## Task prompt:
Return the listing below verbatim. Pictures do not belong in the copy.
=== Dataset extract ===
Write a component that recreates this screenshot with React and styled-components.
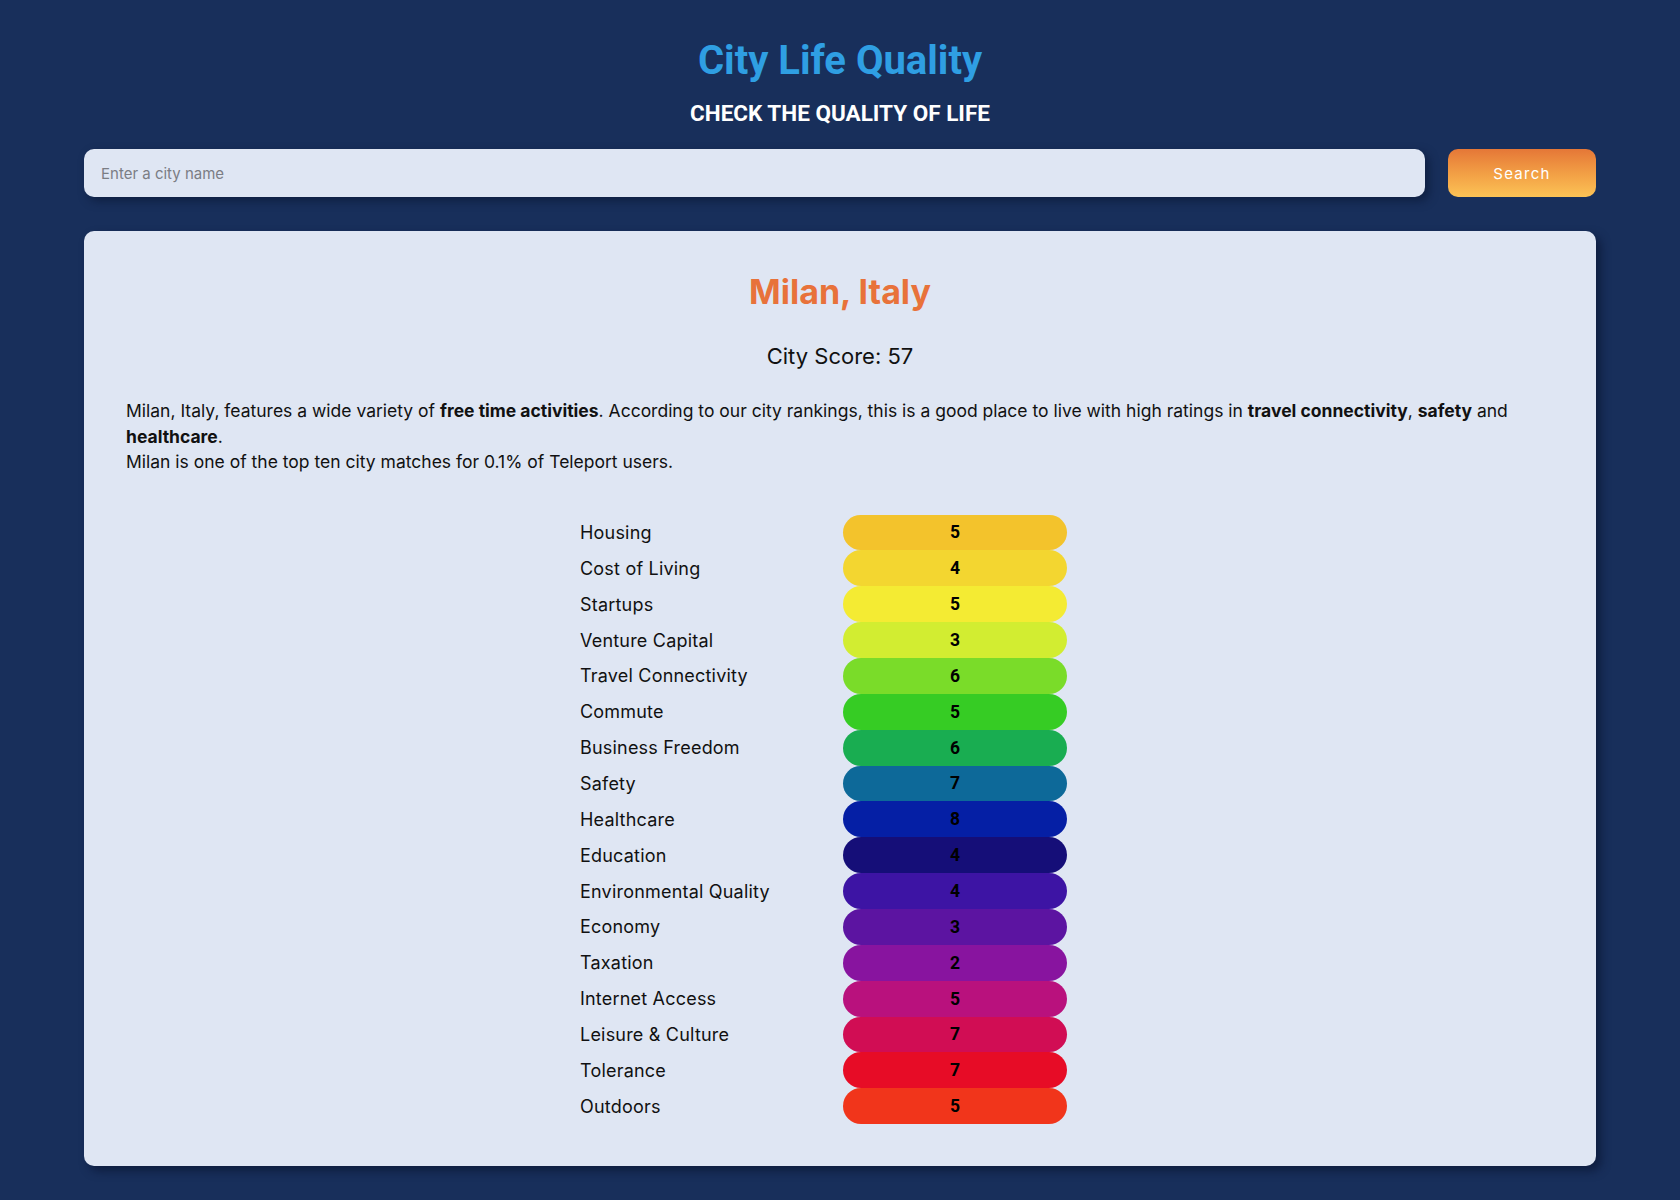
import React from "react";
import styled, { createGlobalStyle } from "styled-components";

const Global = createGlobalStyle`
  html, body { margin: 0; padding: 0; }
  body {
    background: #182f5b;
    font-family: Inter, "Noto Sans", sans-serif;
    color: #111;
  }
`;

const Page = styled.div`
  width: 90%;
  margin: 0 auto;
  padding: 37px 0 34px;
  display: flex;
  flex-direction: column;
  align-items: stretch;
`;

const Title = styled.h1`
  margin: 0;
  text-align: center;
  font-family: Roboto, "Liberation Sans", sans-serif;
  font-weight: 700;
  font-size: 40px;
  line-height: 48px;
  color: #2f9fe3;
`;

const Subtitle = styled.h2`
  margin: 15px 0 0;
  text-align: center;
  font-family: Roboto, "Liberation Sans", sans-serif;
  font-weight: 700;
  font-size: 22.5px;
  line-height: 27px;
  color: #ffffff;
`;

const SearchBar = styled.form`
  margin-top: 22px;
  display: flex;
  gap: 23px;
`;

const Input = styled.input`
  flex: 1;
  height: 48px;
  box-sizing: border-box;
  border: none;
  border-radius: 10px;
  background: #dfe6f3;
  padding: 0 17px;
  font-family: Inter, sans-serif;
  font-size: 15px;
  color: #222;
  outline: none;
  box-shadow: 4px 4px 10px rgba(5, 15, 40, 0.5);
  &::placeholder { color: #7b7d84; }
`;

const Button = styled.button`
  width: 148px;
  height: 48px;
  border: none;
  border-radius: 10px;
  background: linear-gradient(180deg, #e57737 0%, #f3a246 55%, #fcc356 100%);
  color: #fff;
  font-family: Inter, sans-serif;
  font-size: 15px;
  letter-spacing: 1.3px;
  cursor: pointer;
`;

const Card = styled.section`
  margin-top: 34px;
  background: #dfe6f3;
  border-radius: 10px;
  padding: 40px 42px 42px;
  box-shadow: 5px 5px 10px rgba(5, 15, 40, 0.55);
`;

const CityName = styled.h2`
  margin: 0;
  text-align: center;
  font-family: Inter, sans-serif;
  font-weight: 700;
  font-size: 34px;
  line-height: 41px;
  color: #e8723a;
`;

const Score = styled.p`
  margin: 31px 0 0;
  text-align: center;
  font-size: 22px;
  line-height: 27px;
  color: #111;
`;

const Summary = styled.div`
  margin-top: 28px;
  font-size: 17.5px;
  line-height: 25.5px;
  color: #111;
  p { margin: 0; }
  b { font-weight: 700; }
`;

const Ratings = styled.div`
  margin: 40px 0 0 454px;
  display: grid;
  grid-template-columns: 263px 224px;
  grid-auto-rows: 35.86px;
  width: 487px;
`;

const Label = styled.div`
  display: flex;
  align-items: center;
  font-size: 18px;
  letter-spacing: 0.2px;
  color: #111;
`;

const Bar = styled.div`
  display: flex;
  align-items: center;
  justify-content: center;
  border-radius: 18px;
  background: ${(p) => p.$color};
  font-family: Roboto, "Liberation Sans", sans-serif;
  font-weight: 700;
  font-size: 17.5px;
  color: #000;
`;

const categories = [
  ["Housing", 5, "#f3c32c"],
  ["Cost of Living", 4, "#f3d630"],
  ["Startups", 5, "#f4eb33"],
  ["Venture Capital", 3, "#d2ed31"],
  ["Travel Connectivity", 6, "#7adc29"],
  ["Commute", 5, "#36cc24"],
  ["Business Freedom", 6, "#19ad51"],
  ["Safety", 7, "#0d6999"],
  ["Healthcare", 8, "#051fa5"],
  ["Education", 4, "#150e78"],
  ["Environmental Quality", 4, "#3d14a4"],
  ["Economy", 3, "#5c14a1"],
  ["Taxation", 2, "#88149f"],
  ["Internet Access", 5, "#b9117d"],
  ["Leisure & Culture", 7, "#d10d54"],
  ["Tolerance", 7, "#e70c26"],
  ["Outdoors", 5, "#f1351b"],
];

export default function App() {
  return (
    <>
      <Global />
      <Page>
        <Title>City Life Quality</Title>
        <Subtitle>CHECK THE QUALITY OF LIFE</Subtitle>
        <SearchBar onSubmit={(e) => e.preventDefault()}>
          <Input placeholder="Enter a city name" />
          <Button type="submit">Search</Button>
        </SearchBar>
        <Card>
          <CityName>Milan, Italy</CityName>
          <Score>City Score: 57</Score>
          <Summary>
            <p>
              Milan, Italy, features a wide variety of <b>free time activities</b>. According to our city
              rankings, this is a good place to live with high ratings in <b>travel connectivity</b>,{" "}
              <b>safety</b> and <b>healthcare</b>.
            </p>
            <p>Milan is one of the top ten city matches for 0.1% of Teleport users.</p>
          </Summary>
          <Ratings>
            {categories.map(([name, score, color]) => (
              <React.Fragment key={name}>
                <Label>{name}</Label>
                <Bar $color={color}>{score}</Bar>
              </React.Fragment>
            ))}
          </Ratings>
        </Card>
      </Page>
    </>
  );
}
===
## Result of the task:
Write a component that recreates this screenshot with React and styled-components.
import React from "react";
import styled, { createGlobalStyle } from "styled-components";

const Global = createGlobalStyle`
  html, body { margin: 0; padding: 0; }
  body {
    background: #182f5b;
    font-family: Inter, "Noto Sans", sans-serif;
    color: #111;
  }
`;

const Page = styled.div`
  width: 90%;
  margin: 0 auto;
  padding: 37px 0 34px;
  display: flex;
  flex-direction: column;
  align-items: stretch;
`;

const Title = styled.h1`
  margin: 0;
  text-align: center;
  font-family: Roboto, "Liberation Sans", sans-serif;
  font-weight: 700;
  font-size: 40px;
  line-height: 48px;
  color: #2f9fe3;
`;

const Subtitle = styled.h2`
  margin: 15px 0 0;
  text-align: center;
  font-family: Roboto, "Liberation Sans", sans-serif;
  font-weight: 700;
  font-size: 22.5px;
  line-height: 27px;
  color: #ffffff;
`;

const SearchBar = styled.form`
  margin-top: 22px;
  display: flex;
  gap: 23px;
`;

const Input = styled.input`
  flex: 1;
  height: 48px;
  box-sizing: border-box;
  border: none;
  border-radius: 10px;
  background: #dfe6f3;
  padding: 0 17px;
  font-family: Inter, sans-serif;
  font-size: 15px;
  color: #222;
  outline: none;
  box-shadow: 4px 4px 10px rgba(5, 15, 40, 0.5);
  &::placeholder { color: #7b7d84; }
`;

const Button = styled.button`
  width: 148px;
  height: 48px;
  border: none;
  border-radius: 10px;
  background: linear-gradient(180deg, #e57737 0%, #f3a246 55%, #fcc356 100%);
  color: #fff;
  font-family: Inter, sans-serif;
  font-size: 15px;
  letter-spacing: 1.3px;
  cursor: pointer;
`;

const Card = styled.section`
  margin-top: 34px;
  background: #dfe6f3;
  border-radius: 10px;
  padding: 40px 42px 42px;
  box-shadow: 5px 5px 10px rgba(5, 15, 40, 0.55);
`;

const CityName = styled.h2`
  margin: 0;
  text-align: center;
  font-family: Inter, sans-serif;
  font-weight: 700;
  font-size: 34px;
  line-height: 41px;
  color: #e8723a;
`;

const Score = styled.p`
  margin: 31px 0 0;
  text-align: center;
  font-size: 22px;
  line-height: 27px;
  color: #111;
`;

const Summary = styled.div`
  margin-top: 28px;
  font-size: 17.5px;
  line-height: 25.5px;
  color: #111;
  p { margin: 0; }
  b { font-weight: 700; }
`;

const Ratings = styled.div`
  margin: 40px 0 0 454px;
  display: grid;
  grid-template-columns: 263px 224px;
  grid-auto-rows: 35.86px;
  width: 487px;
`;

const Label = styled.div`
  display: flex;
  align-items: center;
  font-size: 18px;
  letter-spacing: 0.2px;
  color: #111;
`;

const Bar = styled.div`
  display: flex;
  align-items: center;
  justify-content: center;
  border-radius: 18px;
  background: ${(p) => p.$color};
  font-family: Roboto, "Liberation Sans", sans-serif;
  font-weight: 700;
  font-size: 17.5px;
  color: #000;
`;

const categories = [
  ["Housing", 5, "#f3c32c"],
  ["Cost of Living", 4, "#f3d630"],
  ["Startups", 5, "#f4eb33"],
  ["Venture Capital", 3, "#d2ed31"],
  ["Travel Connectivity", 6, "#7adc29"],
  ["Commute", 5, "#36cc24"],
  ["Business Freedom", 6, "#19ad51"],
  ["Safety", 7, "#0d6999"],
  ["Healthcare", 8, "#051fa5"],
  ["Education", 4, "#150e78"],
  ["Environmental Quality", 4, "#3d14a4"],
  ["Economy", 3, "#5c14a1"],
  ["Taxation", 2, "#88149f"],
  ["Internet Access", 5, "#b9117d"],
  ["Leisure & Culture", 7, "#d10d54"],
  ["Tolerance", 7, "#e70c26"],
  ["Outdoors", 5, "#f1351b"],
];

export default function App() {
  return (
    <>
      <Global />
      <Page>
        <Title>City Life Quality</Title>
        <Subtitle>CHECK THE QUALITY OF LIFE</Subtitle>
        <SearchBar onSubmit={(e) => e.preventDefault()}>
          <Input placeholder="Enter a city name" />
          <Button type="submit">Search</Button>
        </SearchBar>
        <Card>
          <CityName>Milan, Italy</CityName>
          <Score>City Score: 57</Score>
          <Summary>
            <p>
              Milan, Italy, features a wide variety of <b>free time activities</b>. According to our city
              rankings, this is a good place to live with high ratings in <b>travel connectivity</b>,{" "}
              <b>safety</b> and <b>healthcare</b>.
            </p>
            <p>Milan is one of the top ten city matches for 0.1% of Teleport users.</p>
          </Summary>
          <Ratings>
            {categories.map(([name, score, color]) => (
              <React.Fragment key={name}>
                <Label>{name}</Label>
                <Bar $color={color}>{score}</Bar>
              </React.Fragment>
            ))}
          </Ratings>
        </Card>
      </Page>
    </>
  );
}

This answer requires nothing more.